Exact reproduction of the data is required, with images excluded.
⁂
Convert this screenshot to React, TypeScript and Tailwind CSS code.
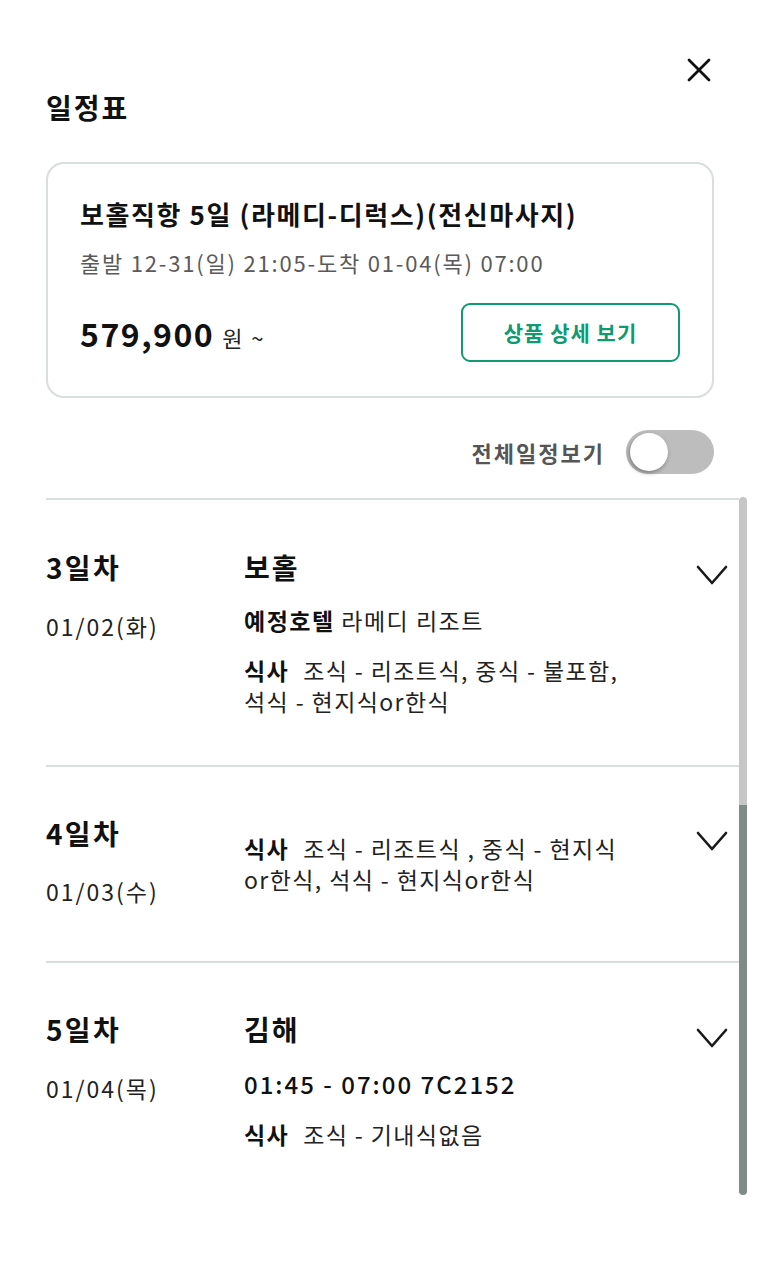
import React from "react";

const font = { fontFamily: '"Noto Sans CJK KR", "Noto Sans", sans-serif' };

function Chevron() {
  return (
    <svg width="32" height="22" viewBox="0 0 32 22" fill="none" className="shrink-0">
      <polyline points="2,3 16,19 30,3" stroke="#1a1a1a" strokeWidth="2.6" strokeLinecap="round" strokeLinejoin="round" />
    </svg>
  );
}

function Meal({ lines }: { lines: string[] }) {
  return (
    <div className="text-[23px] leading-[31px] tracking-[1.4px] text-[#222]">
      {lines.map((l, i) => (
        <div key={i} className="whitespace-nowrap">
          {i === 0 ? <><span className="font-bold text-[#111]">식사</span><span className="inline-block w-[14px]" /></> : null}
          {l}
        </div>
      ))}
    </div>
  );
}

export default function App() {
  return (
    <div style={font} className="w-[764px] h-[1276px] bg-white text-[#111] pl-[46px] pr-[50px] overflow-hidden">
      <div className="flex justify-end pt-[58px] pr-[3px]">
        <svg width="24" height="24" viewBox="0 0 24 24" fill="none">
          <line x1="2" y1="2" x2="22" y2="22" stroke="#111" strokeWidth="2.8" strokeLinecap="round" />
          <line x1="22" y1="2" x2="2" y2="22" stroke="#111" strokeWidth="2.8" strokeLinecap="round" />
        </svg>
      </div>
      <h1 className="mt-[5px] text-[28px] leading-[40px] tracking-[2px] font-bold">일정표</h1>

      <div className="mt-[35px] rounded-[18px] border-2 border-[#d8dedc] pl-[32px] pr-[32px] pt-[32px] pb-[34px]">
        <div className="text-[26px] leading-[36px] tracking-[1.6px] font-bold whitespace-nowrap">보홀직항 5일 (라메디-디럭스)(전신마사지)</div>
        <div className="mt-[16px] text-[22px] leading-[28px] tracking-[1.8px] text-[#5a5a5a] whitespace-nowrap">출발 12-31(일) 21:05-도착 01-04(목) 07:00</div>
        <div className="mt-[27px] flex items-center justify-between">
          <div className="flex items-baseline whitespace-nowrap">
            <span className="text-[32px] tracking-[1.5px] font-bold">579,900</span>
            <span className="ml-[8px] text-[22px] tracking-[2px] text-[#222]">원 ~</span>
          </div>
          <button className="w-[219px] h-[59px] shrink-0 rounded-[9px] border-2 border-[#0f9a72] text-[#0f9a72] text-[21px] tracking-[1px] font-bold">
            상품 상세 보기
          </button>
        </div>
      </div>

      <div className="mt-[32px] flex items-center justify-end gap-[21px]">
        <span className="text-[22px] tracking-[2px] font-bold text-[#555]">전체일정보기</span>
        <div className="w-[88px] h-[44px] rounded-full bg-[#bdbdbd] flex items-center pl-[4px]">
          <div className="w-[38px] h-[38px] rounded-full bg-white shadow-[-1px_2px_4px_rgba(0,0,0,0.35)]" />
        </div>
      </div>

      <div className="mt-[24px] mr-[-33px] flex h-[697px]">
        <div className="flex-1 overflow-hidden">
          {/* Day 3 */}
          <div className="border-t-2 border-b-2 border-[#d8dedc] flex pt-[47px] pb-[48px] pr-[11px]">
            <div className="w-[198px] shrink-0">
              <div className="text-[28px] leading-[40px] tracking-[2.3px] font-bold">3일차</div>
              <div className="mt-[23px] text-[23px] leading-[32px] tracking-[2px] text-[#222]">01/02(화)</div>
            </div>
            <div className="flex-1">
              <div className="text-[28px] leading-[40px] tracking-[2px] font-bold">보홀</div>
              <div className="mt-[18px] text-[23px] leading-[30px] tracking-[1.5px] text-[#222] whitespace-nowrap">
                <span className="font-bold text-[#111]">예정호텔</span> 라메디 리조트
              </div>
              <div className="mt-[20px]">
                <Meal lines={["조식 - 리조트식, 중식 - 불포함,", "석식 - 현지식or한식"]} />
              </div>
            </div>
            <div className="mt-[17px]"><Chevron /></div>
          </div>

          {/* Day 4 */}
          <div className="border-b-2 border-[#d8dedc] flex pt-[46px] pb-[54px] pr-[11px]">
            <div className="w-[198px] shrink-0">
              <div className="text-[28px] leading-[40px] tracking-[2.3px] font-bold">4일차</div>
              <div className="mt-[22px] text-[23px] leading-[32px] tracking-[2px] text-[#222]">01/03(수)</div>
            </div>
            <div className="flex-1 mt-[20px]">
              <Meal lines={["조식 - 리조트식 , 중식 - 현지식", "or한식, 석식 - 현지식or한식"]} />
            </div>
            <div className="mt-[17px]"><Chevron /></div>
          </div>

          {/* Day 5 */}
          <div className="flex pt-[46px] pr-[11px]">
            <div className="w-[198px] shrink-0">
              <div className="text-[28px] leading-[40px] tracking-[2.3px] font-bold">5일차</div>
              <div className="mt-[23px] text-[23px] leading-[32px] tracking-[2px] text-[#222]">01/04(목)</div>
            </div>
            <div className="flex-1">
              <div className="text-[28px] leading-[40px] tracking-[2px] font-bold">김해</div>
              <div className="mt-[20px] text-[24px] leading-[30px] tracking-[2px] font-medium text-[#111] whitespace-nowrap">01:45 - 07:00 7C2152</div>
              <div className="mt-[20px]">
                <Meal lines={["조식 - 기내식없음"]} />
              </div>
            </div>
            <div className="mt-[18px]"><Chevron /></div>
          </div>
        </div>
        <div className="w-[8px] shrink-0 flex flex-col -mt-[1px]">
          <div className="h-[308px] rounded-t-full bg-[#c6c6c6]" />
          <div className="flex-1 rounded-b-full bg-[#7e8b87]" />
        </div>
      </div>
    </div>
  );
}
⁂
**Response to this task:**
Convert this screenshot to React, TypeScript and Tailwind CSS code.
import React from "react";

const font = { fontFamily: '"Noto Sans CJK KR", "Noto Sans", sans-serif' };

function Chevron() {
  return (
    <svg width="32" height="22" viewBox="0 0 32 22" fill="none" className="shrink-0">
      <polyline points="2,3 16,19 30,3" stroke="#1a1a1a" strokeWidth="2.6" strokeLinecap="round" strokeLinejoin="round" />
    </svg>
  );
}

function Meal({ lines }: { lines: string[] }) {
  return (
    <div className="text-[23px] leading-[31px] tracking-[1.4px] text-[#222]">
      {lines.map((l, i) => (
        <div key={i} className="whitespace-nowrap">
          {i === 0 ? <><span className="font-bold text-[#111]">식사</span><span className="inline-block w-[14px]" /></> : null}
          {l}
        </div>
      ))}
    </div>
  );
}

export default function App() {
  return (
    <div style={font} className="w-[764px] h-[1276px] bg-white text-[#111] pl-[46px] pr-[50px] overflow-hidden">
      <div className="flex justify-end pt-[58px] pr-[3px]">
        <svg width="24" height="24" viewBox="0 0 24 24" fill="none">
          <line x1="2" y1="2" x2="22" y2="22" stroke="#111" strokeWidth="2.8" strokeLinecap="round" />
          <line x1="22" y1="2" x2="2" y2="22" stroke="#111" strokeWidth="2.8" strokeLinecap="round" />
        </svg>
      </div>
      <h1 className="mt-[5px] text-[28px] leading-[40px] tracking-[2px] font-bold">일정표</h1>

      <div className="mt-[35px] rounded-[18px] border-2 border-[#d8dedc] pl-[32px] pr-[32px] pt-[32px] pb-[34px]">
        <div className="text-[26px] leading-[36px] tracking-[1.6px] font-bold whitespace-nowrap">보홀직항 5일 (라메디-디럭스)(전신마사지)</div>
        <div className="mt-[16px] text-[22px] leading-[28px] tracking-[1.8px] text-[#5a5a5a] whitespace-nowrap">출발 12-31(일) 21:05-도착 01-04(목) 07:00</div>
        <div className="mt-[27px] flex items-center justify-between">
          <div className="flex items-baseline whitespace-nowrap">
            <span className="text-[32px] tracking-[1.5px] font-bold">579,900</span>
            <span className="ml-[8px] text-[22px] tracking-[2px] text-[#222]">원 ~</span>
          </div>
          <button className="w-[219px] h-[59px] shrink-0 rounded-[9px] border-2 border-[#0f9a72] text-[#0f9a72] text-[21px] tracking-[1px] font-bold">
            상품 상세 보기
          </button>
        </div>
      </div>

      <div className="mt-[32px] flex items-center justify-end gap-[21px]">
        <span className="text-[22px] tracking-[2px] font-bold text-[#555]">전체일정보기</span>
        <div className="w-[88px] h-[44px] rounded-full bg-[#bdbdbd] flex items-center pl-[4px]">
          <div className="w-[38px] h-[38px] rounded-full bg-white shadow-[-1px_2px_4px_rgba(0,0,0,0.35)]" />
        </div>
      </div>

      <div className="mt-[24px] mr-[-33px] flex h-[697px]">
        <div className="flex-1 overflow-hidden">
          {/* Day 3 */}
          <div className="border-t-2 border-b-2 border-[#d8dedc] flex pt-[47px] pb-[48px] pr-[11px]">
            <div className="w-[198px] shrink-0">
              <div className="text-[28px] leading-[40px] tracking-[2.3px] font-bold">3일차</div>
              <div className="mt-[23px] text-[23px] leading-[32px] tracking-[2px] text-[#222]">01/02(화)</div>
            </div>
            <div className="flex-1">
              <div className="text-[28px] leading-[40px] tracking-[2px] font-bold">보홀</div>
              <div className="mt-[18px] text-[23px] leading-[30px] tracking-[1.5px] text-[#222] whitespace-nowrap">
                <span className="font-bold text-[#111]">예정호텔</span> 라메디 리조트
              </div>
              <div className="mt-[20px]">
                <Meal lines={["조식 - 리조트식, 중식 - 불포함,", "석식 - 현지식or한식"]} />
              </div>
            </div>
            <div className="mt-[17px]"><Chevron /></div>
          </div>

          {/* Day 4 */}
          <div className="border-b-2 border-[#d8dedc] flex pt-[46px] pb-[54px] pr-[11px]">
            <div className="w-[198px] shrink-0">
              <div className="text-[28px] leading-[40px] tracking-[2.3px] font-bold">4일차</div>
              <div className="mt-[22px] text-[23px] leading-[32px] tracking-[2px] text-[#222]">01/03(수)</div>
            </div>
            <div className="flex-1 mt-[20px]">
              <Meal lines={["조식 - 리조트식 , 중식 - 현지식", "or한식, 석식 - 현지식or한식"]} />
            </div>
            <div className="mt-[17px]"><Chevron /></div>
          </div>

          {/* Day 5 */}
          <div className="flex pt-[46px] pr-[11px]">
            <div className="w-[198px] shrink-0">
              <div className="text-[28px] leading-[40px] tracking-[2.3px] font-bold">5일차</div>
              <div className="mt-[23px] text-[23px] leading-[32px] tracking-[2px] text-[#222]">01/04(목)</div>
            </div>
            <div className="flex-1">
              <div className="text-[28px] leading-[40px] tracking-[2px] font-bold">김해</div>
              <div className="mt-[20px] text-[24px] leading-[30px] tracking-[2px] font-medium text-[#111] whitespace-nowrap">01:45 - 07:00 7C2152</div>
              <div className="mt-[20px]">
                <Meal lines={["조식 - 기내식없음"]} />
              </div>
            </div>
            <div className="mt-[18px]"><Chevron /></div>
          </div>
        </div>
        <div className="w-[8px] shrink-0 flex flex-col -mt-[1px]">
          <div className="h-[308px] rounded-t-full bg-[#c6c6c6]" />
          <div className="flex-1 rounded-b-full bg-[#7e8b87]" />
        </div>
      </div>
    </div>
  );
}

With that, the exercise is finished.